US call to fix Afghan prisons amid abuse
July 21, 2009
Article from: The Australian
A SWEEPING US military review calls for overhauling the American-run prison at Bagram Air Base as well as the entire Afghan jail and judicial systems, amid concern abuses and militant recruiting within the prisons are helping to strengthen the Taliban, reports said yesterday.
Admiral Mike Mullen, the chairman of the US Joint Chiefs of Staff, sent a confidential message last week to all of the military service chiefs and senior field commanders throughout Afghanistan asking them to redouble their efforts to alert troops to the importance of treating detainees properly, The New York Times reported.
Harsh interrogation methods and sleep deprivation were used routinely in the early years of the the prison at Bagram Air Base, north of Kabul. Two Afghan detainees died in 2002 after being beaten by American soldiers and hung by their arms from the ceiling of isolation cells.
But even as treatment at Bagram improved in recent years, conditions worsened in the larger Afghan-run prison network, which houses more than 15,000 detainees at three dozen overcrowded and often violent sites, the report said. The country's deeply flawed judicial system affords prisoners virtually no legal protections, human rights advocates said.
Major General Douglas Stone of the US marines, credited with revamping American detention practices in Iraq, was assigned to review all detention issues in Afghanistan.
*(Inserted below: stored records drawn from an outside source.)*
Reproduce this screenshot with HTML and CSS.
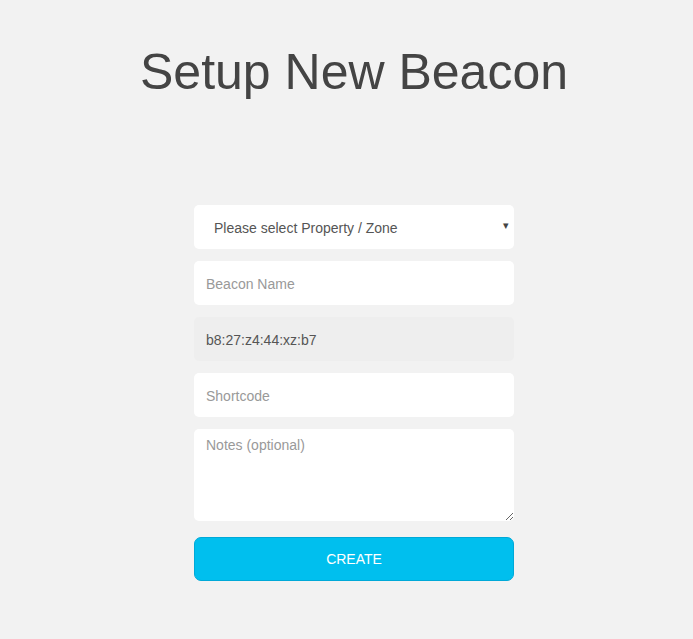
FILE: index.html
```html
<!DOCTYPE html>
<html>
<head>
<meta charset="utf-8">
<link rel="stylesheet" href="styles.css">
</head>
<body>
<div class="page">
  <h1 class="title">Setup New Beacon</h1>
  <form class="form">
    <div class="select-wrap">
      <select class="field select">
        <option>Please select Property / Zone</option>
      </select>
      <span class="arrow">▾</span>
    </div>
    <input class="field" type="text" placeholder="Beacon Name">
    <input class="field field-disabled" type="text" value="b8:27:z4:44:xz:b7" disabled>
    <input class="field" type="text" placeholder="Shortcode">
    <textarea class="field notes" placeholder="Notes (optional)"></textarea>
    <button class="btn" type="button">CREATE</button>
  </form>
</div>
</body>
</html>
```
FILE: styles.css
```css
html, body {
  margin: 0;
  padding: 0;
  background: #f2f2f2;
  font-family: "Liberation Sans", Arial, sans-serif;
}
.page {
  display: flex;
  flex-direction: column;
  align-items: center;
  padding: 40px 0 0 15px;
}
.title {
  margin: 0;
  font-weight: normal;
  font-size: 50px;
  line-height: 64px;
  color: #444;
}
.form {
  margin-top: 101px;
  width: 320px;
  display: flex;
  flex-direction: column;
  gap: 12px;
}
.field {
  box-sizing: border-box;
  width: 100%;
  height: 44px;
  border: none;
  border-radius: 5px;
  background: #fff;
  padding: 2px 12px 0;
  font-family: "Liberation Sans", Arial, sans-serif;
  font-size: 14px;
  color: #555;
  outline: none;
  margin: 0;
}
.field::placeholder {
  color: #999;
}
.field-disabled {
  background: #eee;
  color: #555;
  -webkit-text-fill-color: #555;
  opacity: 1;
}
.select-wrap {
  position: relative;
}
.select {
  appearance: none;
  -webkit-appearance: none;
  padding-left: 20px;
  color: #555;
}
.arrow {
  position: absolute;
  right: 5px;
  top: 14px;
  font-size: 11px;
  line-height: 12px;
  color: #444;
  pointer-events: none;
}
.notes {
  height: 92px;
  padding: 8px 12px;
  resize: vertical;
  display: block;
}
.btn {
  margin-top: 4px;
  height: 44px;
  width: 100%;
  border: 1px solid #00a9d8;
  border-radius: 7px;
  background: #00bfee;
  color: #fff;
  font-family: "Liberation Sans", Arial, sans-serif;
  font-size: 14px;
  cursor: pointer;
}
```
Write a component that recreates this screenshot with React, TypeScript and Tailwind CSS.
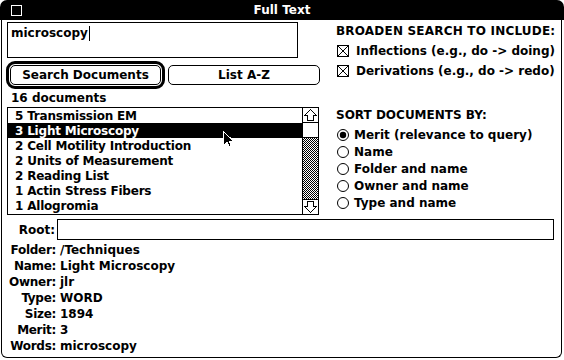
import React from "react";

const items = [
  "5 Transmission EM",
  "3 Light Microscopy",
  "2 Cell Motility Introduction",
  "2 Units of Measurement",
  "2 Reading List",
  "1 Actin Stress Fibers",
  "1 Allogromia",
];

const info: [string, string][] = [
  ["Folder:", "/Techniques"],
  ["Name:", "Light Microscopy"],
  ["Owner:", "jlr"],
  ["Type:", "WORD"],
  ["Size:", "1894"],
  ["Merit:", "3"],
  ["Words:", "microscopy"],
];

const sorts = ["Merit (relevance to query)", "Name", "Folder and name", "Owner and name", "Type and name"];

function CheckX() {
  return (
    <svg width="12" height="12" viewBox="0 0 12 12" shapeRendering="crispEdges" className="shrink-0">
      <rect x="0.5" y="0.5" width="11" height="11" fill="white" stroke="black" />
      <path d="M1 1 L11 11 M11 1 L1 11" stroke="black" strokeWidth="1" fill="none" />
    </svg>
  );
}

function Radio({ on }: { on?: boolean }) {
  return (
    <svg width="12" height="12" viewBox="0 0 12 12" className="shrink-0">
      <circle cx="6" cy="6" r="5.5" fill="white" stroke="black" strokeWidth="1" />
      {on && <circle cx="6" cy="6" r="3.2" fill="black" />}
    </svg>
  );
}

function Arrow({ down }: { down?: boolean }) {
  return (
    <svg width="15" height="14" viewBox="0 0 15 14" shapeRendering="crispEdges" className={down ? "rotate-180" : ""}>
      <polygon points="7.5,1.5 13.5,7.5 10.5,7.5 10.5,12.5 4.5,12.5 4.5,7.5 1.5,7.5" fill="white" stroke="black" strokeWidth="1" />
    </svg>
  );
}

export default function App() {
  return (
    <div className="w-[564px] h-[360px] bg-white relative font-['DejaVu_Sans',sans-serif] text-[12px] font-bold text-black leading-none overflow-hidden">
      {/* title bar */}
      <div className="h-[20px] bg-black rounded-t-[7px] flex items-center pl-[11px] pr-[11px]">
        <div className="w-[11px] h-[11px] border border-white" />
        <div className="flex-1 text-center text-white">Full Text</div>
        <div className="w-[11px]" />
      </div>
      {/* body */}
      <div className="ml-[1px] w-[561px] h-[338px] border-x border-b border-black rounded-b-[6px] pl-[5px]">
        <div className="flex">
          {/* left column */}
          <div className="w-[313px] flex flex-col">
            <div className="mt-[2px] w-[291px] h-[36px] border border-black pl-[3px] pt-[4px] flex items-start">
              <span>microscopy</span>
              <span className="inline-block w-px h-[15px] bg-black ml-px -mt-[1px]" />
            </div>
            <div className="mt-[3px] h-[28px] flex items-center">
              <div className="-ml-px w-[159px] h-[28px] border-[3px] border-black rounded-[9px] p-px">
                <div className="h-full border border-black rounded-[5px] flex items-center justify-center">Search Documents</div>
              </div>
              <div className="ml-[3px] w-[152px] h-[20px] border border-black rounded-[5px] flex items-center justify-center">List A-Z</div>
            </div>
            <div className="h-[18px] pl-[4px] flex items-center">16 documents</div>
            <div className="w-[312px] h-[108px] border border-black flex">
              <div className="flex-1 flex flex-col">
                {items.map((t, i) => (
                  <div
                    key={t}
                    className={
                      "h-[15px] pl-[7px] flex items-center whitespace-nowrap tracking-[-0.2px] " +
                      (i === 1 ? "bg-black text-white" : "")
                    }
                  >
                    {t}
                  </div>
                ))}
              </div>
              <div className="w-[16px] border-l border-black flex flex-col">
                <div className="h-[15px] border-b border-black flex items-center justify-center">
                  <Arrow />
                </div>
                <div className="h-[15px] border-b border-black bg-white" />
                <div className="flex-1 bg-[repeating-conic-gradient(#000_0%_25%,#fff_0%_50%)] bg-[length:2px_2px]" />
                <div className="h-[15px] border-t border-black flex items-center justify-center">
                  <Arrow down />
                </div>
              </div>
            </div>
          </div>
          {/* right column */}
          <div className="ml-[16px] flex flex-col">
            <div className="mt-[3px] h-[16px] flex items-center tracking-[0.2px]">BROADEN SEARCH TO INCLUDE:</div>
            <div className="mt-[2px] h-[20px] flex items-center gap-[7px] pl-px whitespace-nowrap">
              <CheckX />
              <span>Inflections (e.g., do -&gt; doing)</span>
            </div>
            <div className="h-[20px] flex items-center gap-[7px] pl-px whitespace-nowrap">
              <CheckX />
              <span>Derivations (e.g., do -&gt; redo)</span>
            </div>
            <div className="mt-[26px] h-[16px] flex items-center">SORT DOCUMENTS BY:</div>
            <div className="mt-[3px] flex flex-col">
              {sorts.map((s, i) => (
                <div key={s} className="h-[17px] flex items-center gap-[5px] pl-px whitespace-nowrap">
                  <Radio on={i === 0} />
                  <span>{s}</span>
                </div>
              ))}
            </div>
          </div>
        </div>
        {/* root row */}
        <div className="mt-[4px] h-[21px] flex items-center">
          <div className="w-[48px] text-right">Root:</div>
          <div className="ml-[2px] w-[497px] h-[21px] border border-black" />
        </div>
        {/* info */}
        <div className="mt-[2px] flex flex-col">
          {info.map(([k, v]) => (
            <div key={k} className="h-[16px] flex items-center whitespace-nowrap">
              <div className="w-[49px] text-right tracking-[-0.3px]">{k}</div>
              <div className="ml-[4px]">{v}</div>
            </div>
          ))}
        </div>
      </div>
      {/* mouse pointer */}
      <svg className="absolute left-[223px] top-[131px]" width="12" height="18" viewBox="0 0 12 18" shapeRendering="crispEdges">
        <polygon points="0.5,0.5 0.5,14.5 4,11 6.5,16.5 8.5,15.5 6,10 10.5,10" fill="black" stroke="white" strokeWidth="1" />
      </svg>
    </div>
  );
}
General Stone's report, which has not been made public but is circulating among senior American officials, recommends separating extremist militants from more moderate detainees instead of having them mixed together as they are now.
Under the new approach, the US would help build and finance an Afghan-run prison for the hard-core extremists who are now using the poorly run Afghan corrections system as a camp to train petty thieves and other common criminals to be deadly militants, US officials said.
The remaining inmates would be taught vocational skills and offered other classes, and they would be taught about moderate Islam with the aim of reintegrating them into society, the US officials said. The review also presses for training new Afghan prison guards, prosecutors and judges.
The recommendations come as American officials express fears that the notoriously overcrowded Afghan-run prisons will be overwhelmed by waves of new prisoners captured in the American-led offensive in southern Afghanistan, where thousands of marines are battling Taliban fighters.
The prison at Bagram also became a holding site for terrorism suspects captured outside Afghanistan and Iraq.
Yesterday's report coincided with news that Obama administration officials are saying they would miss a deadline to make recommendations on detainee policy -- a key part of the plan to close the prison at Guantanamo Bay, Cuba, by January -- and are expected to seek an extension.
A White House official downplayed the missed deadline and said the January closure of Guantanamo was still on track.
Instead of a final report, the detention policy task force set up by President Barack Obama is expected to present him with an interim report on its work tonight.
The scope of the detention policy review goes beyond Guantanamo, dealing with how the US handles future prisoners suspected of terrorism, and what to do with detainees who may require indefinite imprisonment without trials.